:: What this task involves ::
Reproduce every line of the listing as written, apart from the pictures.

┄┄┄┄┄┄┄┄┄┄

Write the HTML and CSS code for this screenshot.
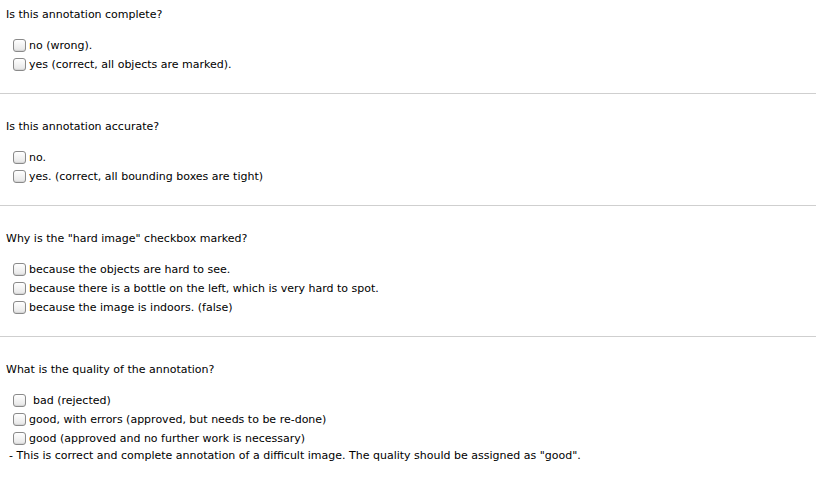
FILE: index.html
```html
<!DOCTYPE html>
<html>
<head>
<meta charset="utf-8">
<link rel="stylesheet" href="styles.css">
</head>
<body>
<div class="section">
  <div class="question">Is this annotation complete?</div>
  <div class="options">
    <label class="option"><input type="checkbox" class="cb">no (wrong).</label>
    <label class="option"><input type="checkbox" class="cb">yes (correct, all objects are marked).</label>
  </div>
</div>
<hr class="sep">
<div class="section">
  <div class="question">Is this annotation accurate?</div>
  <div class="options">
    <label class="option"><input type="checkbox" class="cb">no.</label>
    <label class="option"><input type="checkbox" class="cb">yes. (correct, all bounding boxes are tight)</label>
  </div>
</div>
<hr class="sep">
<div class="section">
  <div class="question">Why is the "hard image" checkbox marked?</div>
  <div class="options">
    <label class="option"><input type="checkbox" class="cb">because the objects are hard to see.</label>
    <label class="option"><input type="checkbox" class="cb">because there is a bottle on the left, which is very hard to spot.</label>
    <label class="option"><input type="checkbox" class="cb">because the image is indoors. (false)</label>
  </div>
</div>
<hr class="sep">
<div class="section">
  <div class="question">What is the quality of the annotation?</div>
  <div class="options">
    <label class="option"><input type="checkbox" class="cb"><span class="pad">bad (rejected)</span></label>
    <label class="option"><input type="checkbox" class="cb">good, with errors (approved, but needs to be re-done)</label>
    <label class="option"><input type="checkbox" class="cb">good (approved and no further work is necessary)</label>
  </div>
  <div class="note">- This is correct and complete annotation of a difficult image. The quality should be assigned as "good".</div>
</div>
</body>
</html>
```
FILE: styles.css
```css
html, body {
  margin: 0;
  padding: 0;
  background: #fff;
}
body {
  font-family: "DejaVu Sans", Verdana, sans-serif;
  font-size: 11px;
  color: #000;
  padding-top: 5px;
}
.section {
  padding: 0 6px;
}
.question {
  line-height: 19px;
  margin-bottom: 12px;
}
.options {
  padding-left: 7px;
}
.option {
  display: flex;
  align-items: center;
  height: 19px;
  line-height: 19px;
}
.cb {
  appearance: none;
  -webkit-appearance: none;
  width: 13px;
  height: 13px;
  margin: 0 3px 0 0;
  border: 1px solid #8a8a8a;
  border-radius: 3px;
  background: linear-gradient(#ffffff, #e6e6e6);
  box-shadow: inset 0 -1px 1px rgba(0,0,0,0.08);
  flex: none;
}
.pad {
  padding-left: 4px;
}
.sep {
  border: 0;
  border-top: 1px solid #cfcfcf;
  margin: 19px 0 23px;
  height: 0;
}
.note {
  padding-left: 3px;
  line-height: 15px;
  margin-top: 0;
}
```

┄┄┄┄┄┄┄┄┄┄

:: Correct answer ::
Write the HTML and CSS code for this screenshot.
FILE: index.html
```html
<!DOCTYPE html>
<html>
<head>
<meta charset="utf-8">
<link rel="stylesheet" href="styles.css">
</head>
<body>
<div class="section">
  <div class="question">Is this annotation complete?</div>
  <div class="options">
    <label class="option"><input type="checkbox" class="cb">no (wrong).</label>
    <label class="option"><input type="checkbox" class="cb">yes (correct, all objects are marked).</label>
  </div>
</div>
<hr class="sep">
<div class="section">
  <div class="question">Is this annotation accurate?</div>
  <div class="options">
    <label class="option"><input type="checkbox" class="cb">no.</label>
    <label class="option"><input type="checkbox" class="cb">yes. (correct, all bounding boxes are tight)</label>
  </div>
</div>
<hr class="sep">
<div class="section">
  <div class="question">Why is the "hard image" checkbox marked?</div>
  <div class="options">
    <label class="option"><input type="checkbox" class="cb">because the objects are hard to see.</label>
    <label class="option"><input type="checkbox" class="cb">because there is a bottle on the left, which is very hard to spot.</label>
    <label class="option"><input type="checkbox" class="cb">because the image is indoors. (false)</label>
  </div>
</div>
<hr class="sep">
<div class="section">
  <div class="question">What is the quality of the annotation?</div>
  <div class="options">
    <label class="option"><input type="checkbox" class="cb"><span class="pad">bad (rejected)</span></label>
    <label class="option"><input type="checkbox" class="cb">good, with errors (approved, but needs to be re-done)</label>
    <label class="option"><input type="checkbox" class="cb">good (approved and no further work is necessary)</label>
  </div>
  <div class="note">- This is correct and complete annotation of a difficult image. The quality should be assigned as "good".</div>
</div>
</body>
</html>
```
FILE: styles.css
```css
html, body {
  margin: 0;
  padding: 0;
  background: #fff;
}
body {
  font-family: "DejaVu Sans", Verdana, sans-serif;
  font-size: 11px;
  color: #000;
  padding-top: 5px;
}
.section {
  padding: 0 6px;
}
.question {
  line-height: 19px;
  margin-bottom: 12px;
}
.options {
  padding-left: 7px;
}
.option {
  display: flex;
  align-items: center;
  height: 19px;
  line-height: 19px;
}
.cb {
  appearance: none;
  -webkit-appearance: none;
  width: 13px;
  height: 13px;
  margin: 0 3px 0 0;
  border: 1px solid #8a8a8a;
  border-radius: 3px;
  background: linear-gradient(#ffffff, #e6e6e6);
  box-shadow: inset 0 -1px 1px rgba(0,0,0,0.08);
  flex: none;
}
.pad {
  padding-left: 4px;
}
.sep {
  border: 0;
  border-top: 1px solid #cfcfcf;
  margin: 19px 0 23px;
  height: 0;
}
.note {
  padding-left: 3px;
  line-height: 15px;
  margin-top: 0;
}
```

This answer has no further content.